The arrival of the age when human activity has come to dominate and seriously compromise the stability of the Earth System poses fundamental questions for our cultural, social and economic institutions, our communities, and our systems of governance. Three decades of internationally coordinated research on the Earth system has led to the conclusion that Earth has entered a new geological epoch – the Anthropocene.
Humanity will face a turbulent road of rapid and profound changes and uncertainties on route to a politically, socially and ecologically resilient society. The Anthropocene changes our relationship with the planet and the stability and resilience of the Earth system as a whole.
The globally dominant industrial growth economies operate as if reality is about organizing inert matter in efficient ways to satisfy human needs and wants and generate surplus value. This cultural ‘operating system’ couples our everyday taken-for-granted assumptions about the world to an ideology of dead matter, human utility and perpetual growth. The fundamental challenge of the Anthropocene is to restore a commitment to the vitality of life in all its forms on this planet as the basis of our institutions and professions. This is the cultural renaissance the Anthropocene calls forth.
Earth’s entry into an anthropogenic era poses challenging questions for the long-term sustainability of global human civilization. It is, in fact, not clear if a planetary civilization as energy-intensive as ours can be sustained for centuries. While some aspects of this question rest within political science and sociology, a broader perspective is developing on the transition and transformation, that only a new collaboration among the physical, biological, and social sciences can address to illuminate and inform the choices we face.

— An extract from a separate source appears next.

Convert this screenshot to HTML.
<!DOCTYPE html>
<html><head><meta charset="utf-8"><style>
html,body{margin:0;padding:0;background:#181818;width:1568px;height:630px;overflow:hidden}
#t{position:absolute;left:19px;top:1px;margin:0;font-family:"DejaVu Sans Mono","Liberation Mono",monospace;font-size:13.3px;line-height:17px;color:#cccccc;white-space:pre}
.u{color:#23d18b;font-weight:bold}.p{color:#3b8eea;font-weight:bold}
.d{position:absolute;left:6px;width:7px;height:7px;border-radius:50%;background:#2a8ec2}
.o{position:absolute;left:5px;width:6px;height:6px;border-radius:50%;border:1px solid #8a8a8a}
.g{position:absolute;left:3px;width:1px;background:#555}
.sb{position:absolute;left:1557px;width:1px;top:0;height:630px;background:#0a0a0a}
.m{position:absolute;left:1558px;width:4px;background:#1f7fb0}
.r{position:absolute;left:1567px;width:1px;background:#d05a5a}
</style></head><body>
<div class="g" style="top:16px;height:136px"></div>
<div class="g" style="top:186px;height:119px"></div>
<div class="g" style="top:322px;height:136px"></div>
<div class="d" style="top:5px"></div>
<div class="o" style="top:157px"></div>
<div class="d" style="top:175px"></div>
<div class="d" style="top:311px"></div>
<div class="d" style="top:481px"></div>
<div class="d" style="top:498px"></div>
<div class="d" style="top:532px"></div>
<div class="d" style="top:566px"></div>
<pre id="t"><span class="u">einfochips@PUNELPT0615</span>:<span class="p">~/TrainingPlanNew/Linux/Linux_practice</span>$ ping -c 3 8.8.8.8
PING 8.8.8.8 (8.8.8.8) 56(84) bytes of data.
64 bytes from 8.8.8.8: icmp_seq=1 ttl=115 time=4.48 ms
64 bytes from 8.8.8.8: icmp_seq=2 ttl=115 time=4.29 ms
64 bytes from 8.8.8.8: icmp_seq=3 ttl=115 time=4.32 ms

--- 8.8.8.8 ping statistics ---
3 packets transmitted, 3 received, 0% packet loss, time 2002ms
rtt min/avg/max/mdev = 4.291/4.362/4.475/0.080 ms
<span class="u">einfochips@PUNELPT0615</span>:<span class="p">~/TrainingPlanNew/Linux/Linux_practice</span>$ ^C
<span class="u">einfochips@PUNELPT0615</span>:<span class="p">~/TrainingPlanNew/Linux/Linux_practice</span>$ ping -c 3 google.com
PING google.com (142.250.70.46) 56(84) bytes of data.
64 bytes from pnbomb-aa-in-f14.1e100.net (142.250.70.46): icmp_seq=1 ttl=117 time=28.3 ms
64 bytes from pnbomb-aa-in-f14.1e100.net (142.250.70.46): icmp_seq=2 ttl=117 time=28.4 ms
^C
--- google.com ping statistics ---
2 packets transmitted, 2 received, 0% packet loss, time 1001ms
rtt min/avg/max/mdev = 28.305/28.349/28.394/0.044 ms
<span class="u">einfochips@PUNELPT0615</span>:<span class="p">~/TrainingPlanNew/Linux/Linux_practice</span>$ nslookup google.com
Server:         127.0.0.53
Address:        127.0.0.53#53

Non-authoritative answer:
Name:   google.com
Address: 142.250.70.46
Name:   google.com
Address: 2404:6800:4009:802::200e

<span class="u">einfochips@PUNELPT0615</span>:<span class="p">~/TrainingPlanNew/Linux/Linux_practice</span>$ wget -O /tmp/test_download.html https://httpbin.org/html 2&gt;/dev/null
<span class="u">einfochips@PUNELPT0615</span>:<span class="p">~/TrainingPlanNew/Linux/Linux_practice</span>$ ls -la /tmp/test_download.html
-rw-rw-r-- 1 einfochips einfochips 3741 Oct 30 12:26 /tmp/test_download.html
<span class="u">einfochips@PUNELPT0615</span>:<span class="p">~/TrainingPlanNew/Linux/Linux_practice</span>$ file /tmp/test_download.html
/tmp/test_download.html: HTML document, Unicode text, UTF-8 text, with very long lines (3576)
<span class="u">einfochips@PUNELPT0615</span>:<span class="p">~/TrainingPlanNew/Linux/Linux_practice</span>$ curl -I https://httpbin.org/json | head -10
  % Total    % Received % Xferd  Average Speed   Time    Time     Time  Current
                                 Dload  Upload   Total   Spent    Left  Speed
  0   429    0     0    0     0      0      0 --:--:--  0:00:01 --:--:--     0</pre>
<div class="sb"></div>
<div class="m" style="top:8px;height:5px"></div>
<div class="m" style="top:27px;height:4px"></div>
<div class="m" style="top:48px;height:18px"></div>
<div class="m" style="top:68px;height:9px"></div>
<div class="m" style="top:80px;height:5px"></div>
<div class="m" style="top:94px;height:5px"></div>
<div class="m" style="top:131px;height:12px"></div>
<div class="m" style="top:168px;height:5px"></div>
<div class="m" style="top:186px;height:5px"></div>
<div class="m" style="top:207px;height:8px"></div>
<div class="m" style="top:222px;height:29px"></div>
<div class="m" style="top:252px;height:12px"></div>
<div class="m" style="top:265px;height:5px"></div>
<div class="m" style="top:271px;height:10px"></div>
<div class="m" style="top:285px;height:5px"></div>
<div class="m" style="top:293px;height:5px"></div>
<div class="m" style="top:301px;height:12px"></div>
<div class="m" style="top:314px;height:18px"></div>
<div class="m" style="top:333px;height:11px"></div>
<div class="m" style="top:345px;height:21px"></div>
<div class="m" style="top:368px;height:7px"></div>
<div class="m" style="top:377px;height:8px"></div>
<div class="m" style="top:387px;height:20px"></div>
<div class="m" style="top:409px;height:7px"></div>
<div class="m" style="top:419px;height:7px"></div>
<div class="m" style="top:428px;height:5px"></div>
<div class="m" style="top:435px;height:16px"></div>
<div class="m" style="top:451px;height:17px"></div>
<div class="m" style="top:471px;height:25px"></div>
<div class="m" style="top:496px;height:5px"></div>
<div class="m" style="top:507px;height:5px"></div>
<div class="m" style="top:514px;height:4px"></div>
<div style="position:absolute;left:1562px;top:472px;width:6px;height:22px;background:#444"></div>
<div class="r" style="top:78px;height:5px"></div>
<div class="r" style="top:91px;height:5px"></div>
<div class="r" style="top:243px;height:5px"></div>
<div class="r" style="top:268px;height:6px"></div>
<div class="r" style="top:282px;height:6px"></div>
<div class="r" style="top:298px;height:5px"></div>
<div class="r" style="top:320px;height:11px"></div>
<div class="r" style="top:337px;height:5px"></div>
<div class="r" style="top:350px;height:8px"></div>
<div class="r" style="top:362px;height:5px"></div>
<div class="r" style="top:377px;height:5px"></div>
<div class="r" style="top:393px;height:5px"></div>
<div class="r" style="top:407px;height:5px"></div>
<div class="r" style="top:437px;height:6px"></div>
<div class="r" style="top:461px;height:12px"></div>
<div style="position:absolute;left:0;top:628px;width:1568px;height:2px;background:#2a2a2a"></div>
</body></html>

In addition, the trajectory will almost surely be characterized by the activation of some tipping elements (Tipping Cascades) and by nonlinear dynamics and abrupt shifts at the level of critical biomes that support humanity. Current rates of change of important features of the Earth System already match or exceed those of abrupt geophysical events in the past. With these trends likely to continue for the next several decades at least, the contemporary way of guiding development founded on theories, tools, and beliefs of gradual or incremental change, with a focus on economy efficiency, will likely not be adequate to cope with this trajectory. Thus, in addition to adaptation, increasing resilience and anti-fragility will become a key strategy for navigating the future. There is significant evidence from a number of sources that the risk of a planetary threshold and thus, the need to create a divergent pathway should be taken seriously.
The Earth System may be approaching a planetary threshold that could lock in a continuing rapid pathway toward much warmer conditions. This pathway would be propelled by strong, intrinsic, biogeophysical feedbacks difficult to influence by human actions, a pathway that could not be reversed, steered, or substantially slowed.
The impacts of on human societies would likely be massive, sometimes abrupt, and undoubtedly disruptive. Avoiding this threshold by creating a stabilized pathway can only be achieved and maintained by a coordinated, deliberate effort by human societies to manage our relationship with the rest of the Earth System, recognizing that humanity is an integral, interacting component of the system. Humanity is now facing the need for critical decisions and actions that could influence our future for centuries, if not millennia .
Generic resilience-building and anti-fragility strategies include developing, buffers, redundancy, diversity, and other features of resilience and anti-fragility that are critical for transforming human systems in the face of global ecological and natural systems and possible surprise associated with tipping points. Such a strategy include maintenance of diversity, modularity, and redundancy; management of connectivity, openness, slow variables, and feedbacks; understanding social–ecological systems as complex adaptive systems, especially at the level of the Earth System as a whole.
… the Earth has been pushed out of the pre-industrial Holocene norm by human activities. How will the Anthropocene evolve? Even with a rapid and decisive shift of contemporary human societies toward sustainable development, the Anthropocene will remain a distinctly different epoch from the Holocene.
The current trajectory of human societies would lead to an Anthropocene that is a much warmer and biotically different state of the Earth System, one that is no longer governed by the late Quaternary regime of glacial–interglacial cycles, and with far fewer species. Earth in a much warmer greenhouse state would be nothing new. However, it would be novel for Homo sapiens, which evolved only 200,000 years ago. Under this scenario, the Earth System would be markedly different from the one humans now know, and from the state that supported the development of human civilization. Which trajectory the Anthropocene follows depends on the decisions and actions of global society today, and over the next few decades.